Open socketpair opened this issue 7 years ago • 4 comments

Unfortunatelly this is not so easy.

  1. Safe, but (seems?) undocumented way in Linux -- is to call os.fchmod(socket.fileno()) BEFORE bind() + set umask to proper value. Since umask is not thread safe (affect all threads) that action should be done in fork()...
  2. Portable way -- is to call os.chmod(path) after binding. But this will leave socket with wrong permissions during small amount of time.

Socket write permissions are required in order unprivileged process to connect to it.

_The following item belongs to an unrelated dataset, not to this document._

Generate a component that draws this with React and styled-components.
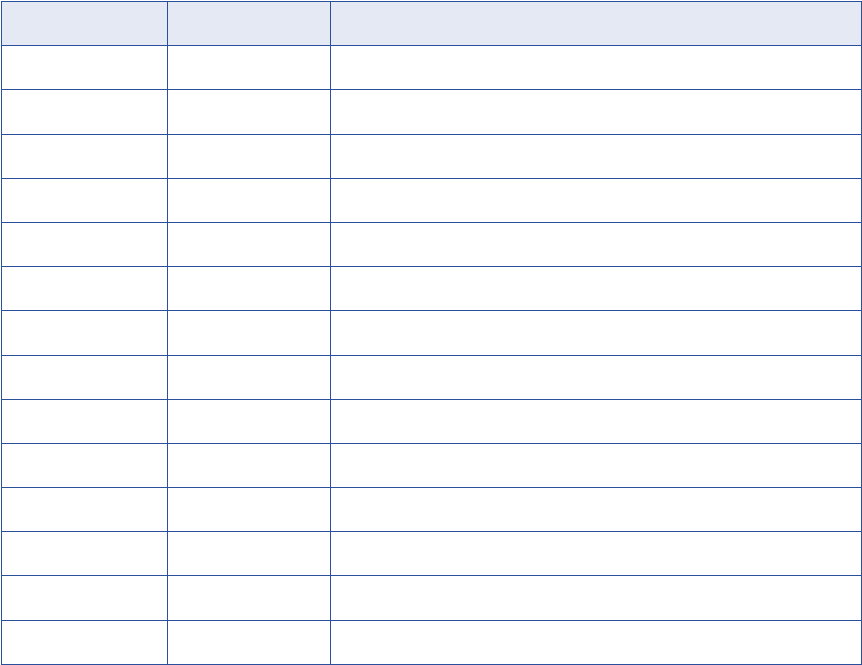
import React from "react";
import styled, { createGlobalStyle } from "styled-components";

const GlobalStyle = createGlobalStyle`
  html, body {
    margin: 0;
    padding: 0;
    background: #ffffff;
    font-family: "Liberation Sans", Arial, sans-serif;
  }
`;

const Page = styled.div`
  padding: 1px 0 0 1px;
`;

const Table = styled.table`
  border-collapse: collapse;
  width: 861px;
  height: 664px;
  table-layout: fixed;
`;

const HeadCell = styled.th`
  background-color: #e4e9f4;
  border: 1px solid #2a4f9d;
  width: ${({ $w }) => $w};
  padding: 0;
`;

const Cell = styled.td`
  border: 1px solid #2a4f9d;
  padding: 0;
  font-size: 13px;
`;

const Row = styled.tr`
  height: 44.2px;
`;

const columns = ["165px", "162px", "auto"];
const rows = Array.from({ length: 14 }, (_, i) => i);

export default function App() {
  return (
    <Page>
      <GlobalStyle />
      <Table>
        <thead>
          <Row>
            {columns.map((w, i) => (
              <HeadCell key={i} $w={w} />
            ))}
          </Row>
        </thead>
        <tbody>
          {rows.map((r) => (
            <Row key={r}>
              <Cell />
              <Cell />
              <Cell />
            </Row>
          ))}
        </tbody>
      </Table>
    </Page>
  );
}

socketpair avatar Sep 22 '16 14:09 socketpair

Any news?

asyd avatar Sep 01 '17 15:09 asyd

Hm. I did not work on this. Someone should choose a way of solving this issue.

socketpair avatar Sep 02 '17 04:09 socketpair

@socketpair Do you have any suggestion on this? Changing the socket permission from outside can make it works but just temporarily, as long as the application is restarted the permission is lost and process like nginx (with www-data user) cannot connect anymore.

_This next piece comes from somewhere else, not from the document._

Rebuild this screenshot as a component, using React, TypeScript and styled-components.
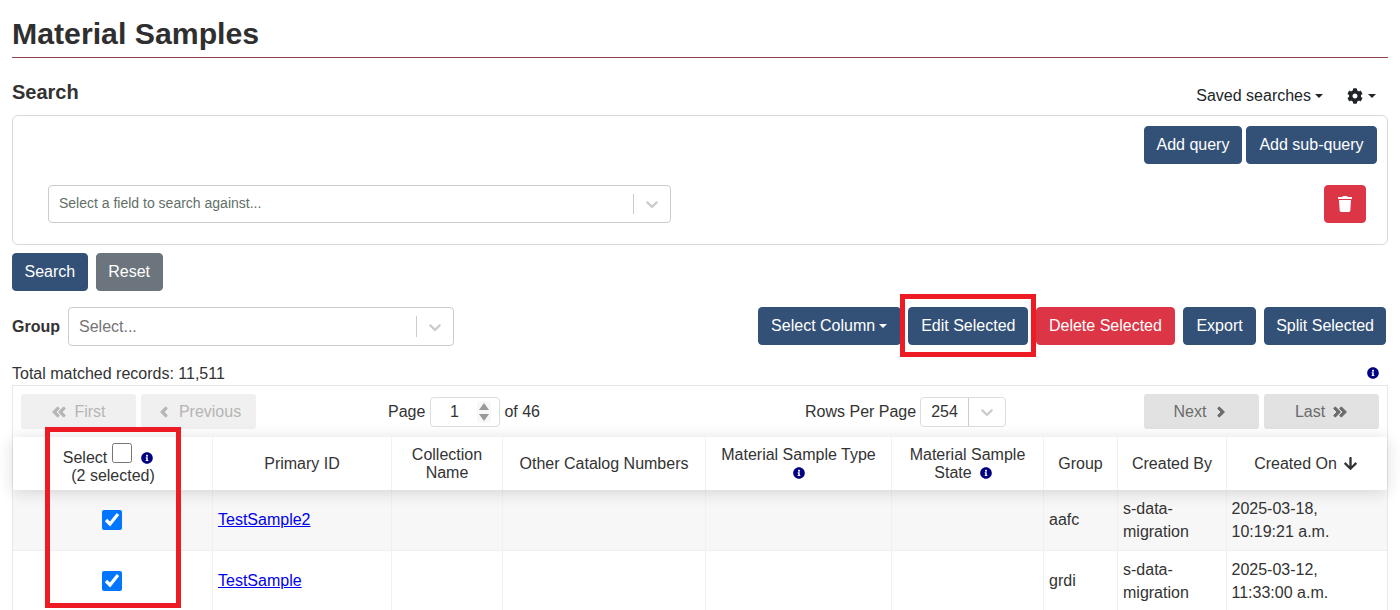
import React from "react";

import styled, { createGlobalStyle } from "styled-components";
import {
  FaAngleDoubleLeft,
  FaAngleDoubleRight,
  FaAngleLeft,
  FaAngleRight,
  FaArrowDown,
  FaCog,
  FaInfoCircle,
  FaTrash,
} from "react-icons/fa";

const COLUMNS = "200px 179px 111px 203px 186px 152px 74px 109px 160px";

const GlobalStyle = createGlobalStyle`
  html, body {
    margin: 0;
    height: 610px;
    overflow: hidden;
    background: #fff;
  }
  body {
    font-family: "Liberation Sans", Arial, sans-serif;
    font-size: 16px;
    color: #333;
  }
`;

const Page = styled.div`
  position: relative;
  height: 610px;
  padding: 0 12px;
  box-sizing: border-box;
  overflow: hidden;
`;

const Title = styled.h1`
  margin: 0;
  padding: 16px 0 5px;
  font-size: 30.25px;
  line-height: 36px;
  font-weight: 700;
  color: #2f2f2f;
  border-bottom: 1px solid #8e4450;
`;

const SearchHead = styled.div`
  display: flex;
  justify-content: space-between;
  height: 35px;
  margin-top: 22px;
`;

const SearchTitle = styled.h2`
  margin: 0;
  font-size: 20px;
  line-height: 24px;
  font-weight: 700;
`;

const HeadMenus = styled.div`
  display: flex;
  align-items: center;
  height: 32px;
  padding-right: 12px;
  color: #212529;
`;

const MenuItem = styled.span<{ $gap?: number }>`
  display: inline-flex;
  align-items: center;
  margin-left: ${(p) => p.$gap ?? 0}px;
`;

const Caret = styled.span<{ $left?: number }>`
  display: inline-block;
  margin-left: ${(p) => p.$left ?? 4}px;
  border-top: 4.8px solid currentColor;
  border-left: 4.8px solid transparent;
  border-right: 4.8px solid transparent;
`;

const SearchPanel = styled.div`
  box-sizing: border-box;
  height: 130px;
  padding: 10px 10px 0 35px;
  border: 1px solid #d8d8d8;
  border-radius: 6px;
`;

const PanelActions = styled.div`
  display: flex;
  justify-content: flex-end;
  gap: 4px;
`;

const QueryRow = styled.div`
  display: flex;
  justify-content: space-between;
  margin-top: 21px;
  padding-right: 11px;
`;

const Button = styled.button<{
  $variant?: "primary" | "danger" | "secondary";
  $pad?: number;
}>`
  box-sizing: border-box;
  height: 38px;
  padding: 0 ${(p) => p.$pad ?? 12}px;
  border: 1px solid
    ${(p) =>
      p.$variant === "danger"
        ? "#dc3545"
        : p.$variant === "secondary"
          ? "#6c757d"
          : "#335177"};
  border-radius: 4px;
  background: ${(p) =>
    p.$variant === "danger"
      ? "#dc3545"
      : p.$variant === "secondary"
        ? "#6c757d"
        : "#335177"};
  color: #fff;
  font: 16px/24px "Liberation Sans", Arial, sans-serif;
  display: inline-flex;
  align-items: center;
  white-space: nowrap;
`;

const SpacedButton = styled(Button)`
  margin-left: 1px;
`;

const TrashButton = styled(Button)`
  width: 42px;
  justify-content: center;
  padding: 0;
  font-size: 16px;
`;

const SelectBox = styled.div<{ $width: number; $height: number }>`
  box-sizing: border-box;
  display: flex;
  align-items: center;
  width: ${(p) => p.$width}px;
  height: ${(p) => p.$height}px;
  border: 1px solid #ccc;
  border-radius: 4px;
  background: #fff;
`;

const SelectText = styled.span<{ $size: number; $color: string; $lift?: number }>`
  flex: 1;
  padding: 0 0 ${(p) => p.$lift ?? 0}px 10px;
  font-size: ${(p) => p.$size}px;
  color: ${(p) => p.$color};
`;

const SelectArrow = styled.span<{ $inset: number }>`
  display: flex;
  align-items: center;
  align-self: stretch;
  margin: ${(p) => p.$inset}px 0;
  padding: 0 8px;
  border-left: 1px solid #ccc;
  color: #ccc;
`;

const SearchActions = styled.div`
  display: flex;
  gap: 8px;
  margin-top: 8px;
`;

const ToolRow = styled.div`
  display: flex;
  margin-top: 16px;
  height: 39px;
`;

const GroupLabel = styled.label`
  align-self: center;
  width: 56px;
  font-weight: 700;
`;

const ToolButtons = styled.div`
  display: flex;
  gap: 7.5px;
  margin-left: auto;
  padding-right: 2px;
`;

const TotalRow = styled.div`
  display: flex;
  justify-content: space-between;
  align-items: center;
  box-sizing: border-box;
  height: 24px;
  margin-top: 15px;
  padding-right: 9px;
  color: #333;
`;

const TotalText = styled.span`
  padding-top: 2px;
`;

const InfoIcon = styled(FaInfoCircle)`
  color: #000080;
  font-size: 12px;
  flex: none;
`;

const TableBox = styled.div`
  border: 1px solid #e8e8e8;
`;

const Pagination = styled.div`
  display: grid;
  grid-template-columns: 367px 417px 339px 235px;
  align-items: center;
  padding: 8px 0 8px 8px;
`;

const PagerGroup = styled.div`
  display: flex;
  gap: 5px;
`;

const PagerButton = styled.div<{ $dim?: boolean }>`
  display: flex;
  align-items: center;
  justify-content: center;
  gap: 7px;
  width: 115px;
  height: 35px;
  border-radius: 3px;
  background: ${(p) => (p.$dim ? "#f0f0f0" : "#e2e2e2")};
  color: ${(p) => (p.$dim ? "#b5b5b5" : "#6b6b6b")};
  svg {
    font-size: 16px;
    stroke-width: 30px;
  }
`;

const PagerCentre = styled.div`
  display: flex;
  align-items: center;
  gap: 5px;
  color: #333;
`;

const PageField = styled.div`
  box-sizing: border-box;
  display: flex;
  align-items: center;
  width: 70px;
  height: 30px;
  margin-right: -1px;
  border: 1px solid #ddd;
  border-radius: 4px;
`;

const PageInput = styled.input`
  flex: 1;
  min-width: 0;
  padding: 0;
  border: 0;
  outline: 0;
  background: transparent;
  font: 16px "Liberation Sans", Arial, sans-serif;
  color: #333;
  text-align: center;
`;

const Spinner = styled.span`
  display: flex;
  flex-direction: column;
  align-items: center;
  justify-content: center;
  gap: 4px;
  width: 14px;
  height: 22px;
  margin-right: 8px;
  background: #f8f8f8;
`;

const SpinArrow = styled.span<{ $down?: boolean }>`
  border-left: 5px solid transparent;
  border-right: 5px solid transparent;
  ${(p) => (p.$down ? "border-top" : "border-bottom")}: 7px solid #999;
`;

const RowSelect = styled(SelectBox)`
  margin-left: -1px;
  border-color: #ddd;
`;

const HeaderRow = styled.div`
  position: relative;
  z-index: 1;
  display: grid;
  grid-template-columns: ${COLUMNS};
  height: 53px;
  background: #fff;
  box-shadow: 0 2px 15px rgba(0, 0, 0, 0.15);
`;

const HeadCell = styled.div`
  box-sizing: border-box;
  display: flex;
  flex-direction: column;
  align-items: center;
  justify-content: center;
  padding: 0 5px;
  border-right: 1px solid #f0f0f0;
  text-align: center;
  line-height: 18px;
  color: #333;
  &:last-child {
    border-right: 0;
  }
`;

const HeadLine = styled.span<{ $gap?: number; $shift?: number }>`
  display: inline-flex;
  align-items: center;
  justify-content: center;
  height: 18px;
  gap: ${(p) => p.$gap ?? 8}px;
  padding-right: ${(p) => p.$shift ?? 0}px;
`;

const SelectHead = styled(HeadCell)`
  justify-content: flex-start;
  padding: 6px 0 0 1px;
`;

const SelectTop = styled.span`
  display: inline-flex;
  align-items: flex-end;
  margin-right: 10px;
`;

const SelectInfo = styled(InfoIcon)`
  margin: 0 0 2.5px 9px;
`;

const TickBox = styled.input`
  width: 20px;
  height: 20px;
  margin: 0;
  flex: none;
`;

const HeadTick = styled(TickBox)`
  margin: 0 0 3.5px 5px;
`;

const DataRow = styled.div<{ $odd?: boolean }>`
  display: grid;
  grid-template-columns: ${COLUMNS};
  height: 61px;
  box-sizing: border-box;
  background: ${(p) => (p.$odd ? "#f7f7f7" : "#fff")};
  border-bottom: 1px solid #f0f0f0;
`;

const Cell = styled.div<{ $lift?: boolean }>`
  box-sizing: border-box;
  display: flex;
  align-items: center;
  padding: 0 5px ${(p) => (p.$lift ? 2 : 0)}px 5px;
  border-right: 1px solid #f0f0f0;
  line-height: 23px;
  color: #333;
  &:last-child {
    border-right: 0;
    padding-left: 4.5px;
  }
`;

const TickCell = styled(Cell)`
  justify-content: center;
  padding: 0 1px 0 0;
`;

const SampleLink = styled.a`
  color: #0000ee;
  text-decoration: underline;
`;

const Callout = styled.div`
  position: absolute;
  box-sizing: border-box;
  border: 5px solid #ed1c24;
  pointer-events: none;
  z-index: 2;
`;

const EditCallout = styled(Callout)`
  left: 900px;
  top: 294px;
  width: 136px;
  height: 63px;
`;

const SelectCallout = styled(Callout)`
  left: 45px;
  top: 427px;
  width: 136px;
  height: 181px;
`;

const DropdownIcon: React.FC = () => (
  <svg width="20" height="20" viewBox="0 0 20 20" fill="currentColor">
    <path d="M4.516 7.548c0.436-0.446 1.043-0.481 1.576 0l3.908 3.747 3.908-3.747c0.533-0.481 1.141-0.446 1.574 0 0.436 0.445 0.408 1.197 0 1.615-0.406 0.418-4.695 4.502-4.695 4.502-0.217 0.223-0.502 0.335-0.787 0.335s-0.57-0.112-0.789-0.335c0 0-4.287-4.084-4.695-4.502s-0.436-1.17 0-1.615z" />
  </svg>
);

const rows = [
  {
    id: "TestSample2",
    group: "aafc",
    createdOn: "2025-03-18, 10:19:21 a.m.",
  },
  {
    id: "TestSample",
    group: "grdi",
    createdOn: "2025-03-12, 11:33:00 a.m.",
  },
];

const App: React.FC = () => {
  return (
    <Page>
      <GlobalStyle />
      <Title>Material Samples</Title>
      <SearchHead>
        <SearchTitle>Search</SearchTitle>
        <HeadMenus>
          <MenuItem>
            Saved searches
            <Caret />
          </MenuItem>
          <MenuItem $gap={24}>
            <FaCog size={16} />
            <Caret $left={5} />
          </MenuItem>
        </HeadMenus>
      </SearchHead>
      <SearchPanel>
        <PanelActions>
          <Button $pad={11.5}>Add query</Button>
          <Button $pad={12.5}>Add sub-query</Button>
        </PanelActions>
        <QueryRow>
          <SelectBox $width={623} $height={38}>
            <SelectText $size={14} $color="#5f6f68" $lift={2}>
              Select a field to search against...
            </SelectText>
            <SelectArrow $inset={8}>
              <DropdownIcon />
            </SelectArrow>
          </SelectBox>
          <TrashButton $variant="danger">
            <FaTrash />
          </TrashButton>
        </QueryRow>
      </SearchPanel>
      <SearchActions>
        <Button $pad={11.5}>Search</Button>
        <Button $variant="secondary" $pad={11.5}>
          Reset
        </Button>
      </SearchActions>
      <ToolRow>
        <GroupLabel>Group</GroupLabel>
        <SelectBox $width={386} $height={39}>
          <SelectText $size={16} $color="#757575">
            Select...
          </SelectText>
          <SelectArrow $inset={8}>
            <DropdownIcon />
          </SelectArrow>
        </SelectBox>
        <ToolButtons>
          <Button $pad={12.5}>
            Select Column
            <Caret />
          </Button>
          <Button>Edit Selected</Button>
          <Button $variant="danger">Delete Selected</Button>
          <SpacedButton>Export</SpacedButton>
          <SpacedButton $pad={11}>Split Selected</SpacedButton>
        </ToolButtons>
      </ToolRow>
      <TotalRow>
        <TotalText>Total matched records: 11,511</TotalText>
        <InfoIcon />
      </TotalRow>
      <TableBox>
        <Pagination>
          <PagerGroup>
            <PagerButton $dim>
              <FaAngleDoubleLeft />
              First
            </PagerButton>
            <PagerButton $dim>
              <FaAngleLeft />
              Previous
            </PagerButton>
          </PagerGroup>
          <PagerCentre>
            Page
            <PageField>
              <PageInput type="text" defaultValue="1" />
              <Spinner>
                <SpinArrow />
                <SpinArrow $down />
              </Spinner>
            </PageField>
            of 46
          </PagerCentre>
          <PagerCentre>
            Rows Per Page
            <RowSelect $width={86} $height={30}>
              <SelectText $size={16} $color="#333">
                254
              </SelectText>
              <SelectArrow $inset={0}>
                <DropdownIcon />
              </SelectArrow>
            </RowSelect>
          </PagerCentre>
          <PagerGroup>
            <PagerButton>
              Next
              <FaAngleRight />
            </PagerButton>
            <PagerButton>
              Last
              <FaAngleDoubleRight />
            </PagerButton>
          </PagerGroup>
        </Pagination>
        <HeaderRow>
          <SelectHead>
            <SelectTop>
              Select
              <HeadTick type="checkbox" readOnly />
              <SelectInfo />
            </SelectTop>
            <span>(2 selected)</span>
          </SelectHead>
          <HeadCell>Primary ID</HeadCell>
          <HeadCell>Collection Name</HeadCell>
          <HeadCell>Other Catalog Numbers</HeadCell>
          <HeadCell>
            Material Sample Type
            <HeadLine>
              <InfoIcon />
            </HeadLine>
          </HeadCell>
          <HeadCell>
            Material Sample
            <HeadLine $shift={9}>
              State
              <InfoIcon />
            </HeadLine>
          </HeadCell>
          <HeadCell>Group</HeadCell>
          <HeadCell>Created By</HeadCell>
          <HeadCell>
            <HeadLine $gap={6} $shift={2}>
              Created On
              <FaArrowDown size={15} />
            </HeadLine>
          </HeadCell>
        </HeaderRow>
        {rows.map((row, i) => (
          <DataRow key={row.id} $odd={i === 0}>
            <TickCell>
              <TickBox type="checkbox" defaultChecked />
            </TickCell>
            <Cell $lift>
              <SampleLink href="#">{row.id}</SampleLink>
            </Cell>
            <Cell />
            <Cell />
            <Cell />
            <Cell />
            <Cell $lift>{row.group}</Cell>
            <Cell>s-data-migration</Cell>
            <Cell>{row.createdOn}</Cell>
          </DataRow>
        ))}
      </TableBox>
      <EditCallout />
      <SelectCallout />
    </Page>
  );
};

export default App;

dohoangkhiem avatar Sep 04 '17 06:09 dohoangkhiem

Well.

I do not understand what you mean as "outside". Anyway, too broad permission is a security bug. If appliation is restarted, UNIX-socket is recreated (re-bound) and this code will fire again.

Variant 1 will looks like:

def do_bind(sk, addr, mode):
    pid = os.fork()
    if pid == 0:
        try:
            os.umask(~mode & 0o777)
            sk.bind(addr)
        except:
            os._exit(1)
        else:
            os._exit(0)
    (pid, status) = os.waitpid(pid, 0)
    if status:
        raise RuntimeError('Failed to bind the socket.')

Variant 2 is not atomic.

Variant 3 (since asyncio now is a port of CPython): Do that under GIL locked in C. But anyway this will affect third-party threads.